The “vitriolic” RS’11 Bad Blood was about an unnamed female singer – speculation has suggested Katy Perry – who hired away Swift’s tour personnel to sabotage the tour. WK A remixed version of the song featuring rapper Kendrick Lamar was the third #1 single from the album and racked up over 1 billion views on YouTube. It won MTV’s Video of the Year.
“Style”
Style was also a top-10 hit. Insider’s Ahlgrim described it as a “transcendent experience,” IS and said that “Lyrically, Swift has rarely been more in control. Each winking detail has been carefully chosen; each image is precisely painted. The song's narrative builds and smolders, gradually, until the climactic lament…blows it all wide open…The moment feels like an explosion, or a rebirth.” IS
Other Songs
Wildest Dreams, with its “atmospheric romance,” RS’19 was the fifth single from the album to reach the top 10 in the U.S. The sixth, and final, official single was the top 20 hit Out of the Woods, with what Insider described as “the perfect bridge.” IS
“Songs like I Know Places ride a reggae swagger and trap-influenced snare beats before launching into a soaring, Pat Benatar-esque chorus.

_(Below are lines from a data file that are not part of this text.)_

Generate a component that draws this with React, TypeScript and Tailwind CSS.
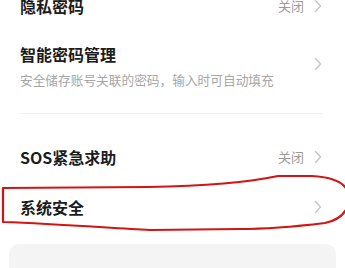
import React from 'react'

const Chevron = () => (
  <svg width="8" height="14" viewBox="0 0 8 14" className="shrink-0">
    <polyline points="1.5,1.5 6.5,7 1.5,12.5" fill="none" stroke="#c4c4c4" strokeWidth="1.3" strokeLinecap="round" strokeLinejoin="round" />
  </svg>
)

const Row: React.FC<{ title: string; value?: string; className?: string }> = ({ title, value, className }) => (
  <div className={`flex items-center justify-between pl-5 pr-[23px] ${className ?? ''}`}>
    <span className="text-[16px] font-semibold leading-[22px] text-[#1c1c1c]">{title}</span>
    <div className="flex items-center gap-[10px]">
      {value && <span className="text-[13px] leading-[18px] text-[#9a9a9a]">{value}</span>}
      <Chevron />
    </div>
  </div>
)

export default function App() {
  return (
    <div
      className="relative w-[345px] h-[268px] overflow-hidden bg-white"
      style={{ fontFamily: '"Noto Sans CJK SC", "Noto Sans", sans-serif' }}
    >
      <Row title="隐私密码" value="关闭" className="h-[56px] -mt-[22px]" />

      <div className="flex h-[60px] items-center justify-between pl-5 pr-[23px]">
        <div className="mt-[4px] flex flex-col">
          <span className="text-[16px] font-semibold leading-[22px] text-[#1c1c1c]">智能密码管理</span>
          <span className="mt-[6px] text-[12.7px] leading-[18px] text-[#a6a6a6]">安全储存账号关联的密码，输入时可自动填充</span>
        </div>
        <Chevron />
      </div>

      <div className="mt-[19px] ml-5 mr-[23px] h-px bg-[#f0f0f0]" />

      <div className="h-[18px]" />
      <Row title="SOS紧急求助" value="关闭" className="h-[50px]" />
      <Row title="系统安全" className="h-[50px]" />

      <div className="mx-[9px] mt-[12px] h-[40px] rounded-[10px] bg-[#f4f4f4] px-6 pt-[19px]">
        <span className="text-[13px] leading-[18px] text-[#cfcfcf]">安全检测与隐私保护建议</span>
      </div>

      <svg className="pointer-events-none absolute left-0 top-0" width="345" height="268" viewBox="0 0 345 268">
        <path
          d="M3 222 L3 188 L148 187 C200 186 245 183 278 176 L312 176 C330 177 343 182 347 190 L347 208 C343 216 335 221 325 223 C300 226 270 229 240 229 L150 230 C110 228 60 224 3 222 Z"
          fill="none"
          stroke="#d41414"
          strokeWidth="2.2"
          strokeLinejoin="round"
        />
      </svg>
    </div>
  )
}
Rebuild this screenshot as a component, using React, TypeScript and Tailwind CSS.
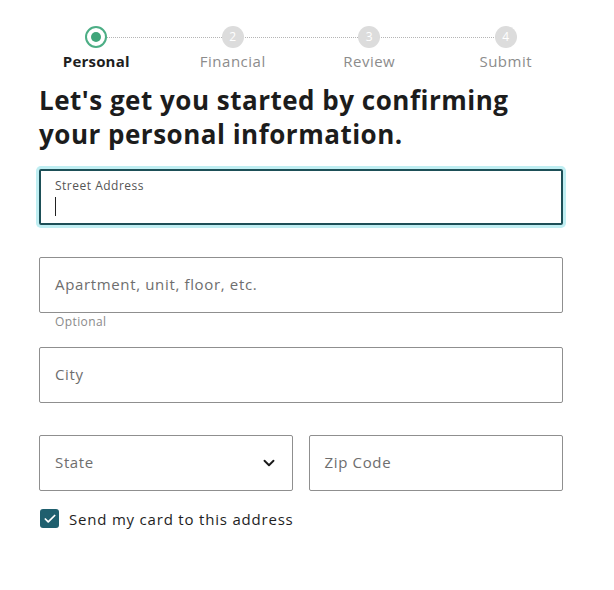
import { ChevronDown, Check } from "lucide-react"

const steps = [
  { n: 1, label: "Personal" },
  { n: 2, label: "Financial" },
  { n: 3, label: "Review" },
  { n: 4, label: "Submit" },
]

function Stepper() {
  return (
    <div className="relative ml-[28px] grid w-[546px] grid-cols-4 pt-[26px]">
      <div className="absolute left-[68px] right-[68px] top-[37px] border-t border-dotted border-[#b5b5b5]" />
      {steps.map((s, i) => (
        <div key={s.n} className="relative flex flex-col items-center">
          {i === 0 ? (
            <div className="flex h-[22px] w-[22px] items-center justify-center rounded-full border-[2px] border-[#4cae85] bg-white">
              <div className="h-[10px] w-[10px] rounded-full bg-[#3fa57a]" />
            </div>
          ) : (
            <div className="flex h-[22px] w-[22px] items-center justify-center rounded-full bg-[#dcdcdc] text-[12px] text-white">
              {s.n}
            </div>
          )}
          <div
            className={
              i === 0
                ? "mt-[2px] text-[15px] font-bold tracking-[0.2px] text-[#1e1e1e]"
                : "mt-[2px] text-[15px] tracking-[0.5px] text-[#8c8c8c]"
            }
          >
            {s.label}
          </div>
        </div>
      ))}
    </div>
  )
}

function Field({ placeholder, className = "" }: { placeholder: string; className?: string }) {
  return (
    <div className={`flex h-[56px] items-center rounded-[2px] border border-[#8f8f8f] px-[15px] ${className}`}>
      <span className="text-[15px] tracking-[0.65px] text-[#6e6e6e]">{placeholder}</span>
    </div>
  )
}

export default function App() {
  return (
    <div className="min-h-[590px] w-[614px] bg-white font-['Open_Sans','Noto_Sans',sans-serif] text-[#1e1e1e]">
      <Stepper />
      <div className="ml-[39px] w-[524px]">
        <h1 className="mt-[10px] text-[26px] font-bold leading-[34px] tracking-[0.5px] text-[#1c1c1c]">
          Let's get you started by confirming
          <br />
          your personal information.
        </h1>

        <div className="mt-[18px] h-[56px] rounded-[2px] border-[2px] border-[#1d4f57] px-[14px] pt-[6px] shadow-[0_0_0_3px_#bfeef2]">
          <div className="text-[12px] tracking-[0.5px] text-[#555]">Street Address</div>
          <div className="mt-[2px] h-[19px] w-[1px] bg-[#222]" />
        </div>

        <Field placeholder="Apartment, unit, floor, etc." className="mt-[32px]" />
        <div className="px-[16px] text-[12px] tracking-[0.4px] text-[#8a8a8a]">Optional</div>

        <Field placeholder="City" className="mt-[16px]" />

        <div className="mt-[32px] flex gap-[16px]">
          <div className="flex h-[56px] flex-1 items-center justify-between rounded-[2px] border border-[#8f8f8f] pl-[15px] pr-[14px]">
            <span className="text-[15px] tracking-[0.65px] text-[#6e6e6e]">State</span>
            <ChevronDown size={18} strokeWidth={2.5} className="text-[#1a1a1a]" />
          </div>
          <Field placeholder="Zip Code" className="flex-1" />
        </div>

        <label className="mt-[17px] flex items-center gap-[10px]">
          <span className="ml-[1px] flex h-[19px] w-[19px] items-center justify-center rounded-[3px] bg-[#1f5f6e]">
            <Check size={14} strokeWidth={3} className="text-white" />
          </span>
          <span className="text-[15px] tracking-[0.8px] text-[#1e1e1e]">Send my card to this address</span>
        </label>
      </div>
    </div>
  )
}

It’s an effortless fusion that, like much of 1989, displays Swift’s willingness to venture outside her comfort zone without much of a safety net, and test out an array of sonic experiments that feel both retro and of the moment.” SL
The album also included the “atmospheric” IS “electro-chill of Clean,” RS’20 “easily the holy grail among Swift’s closing tracks.” IS This is “one of her starkest, grandest romantic exorcisms, comparing love’s memory to ‘a wine-stained dress I can’t wear anymore’ and unspooling images of drowning and surviving that can bring to mind another Eighties hero, Kate Bush.” RS’20
Notes: A deluxe edition added tracks “Wonderland,” “You Are in Love,” and “New Romantics.” A Target deluxe edition also added alternate versions of “I Know Places,” “I Wish You Would,” and “Blank Spaces.” In 2015, Ryan Adams released a track-by-track covers album of 1989.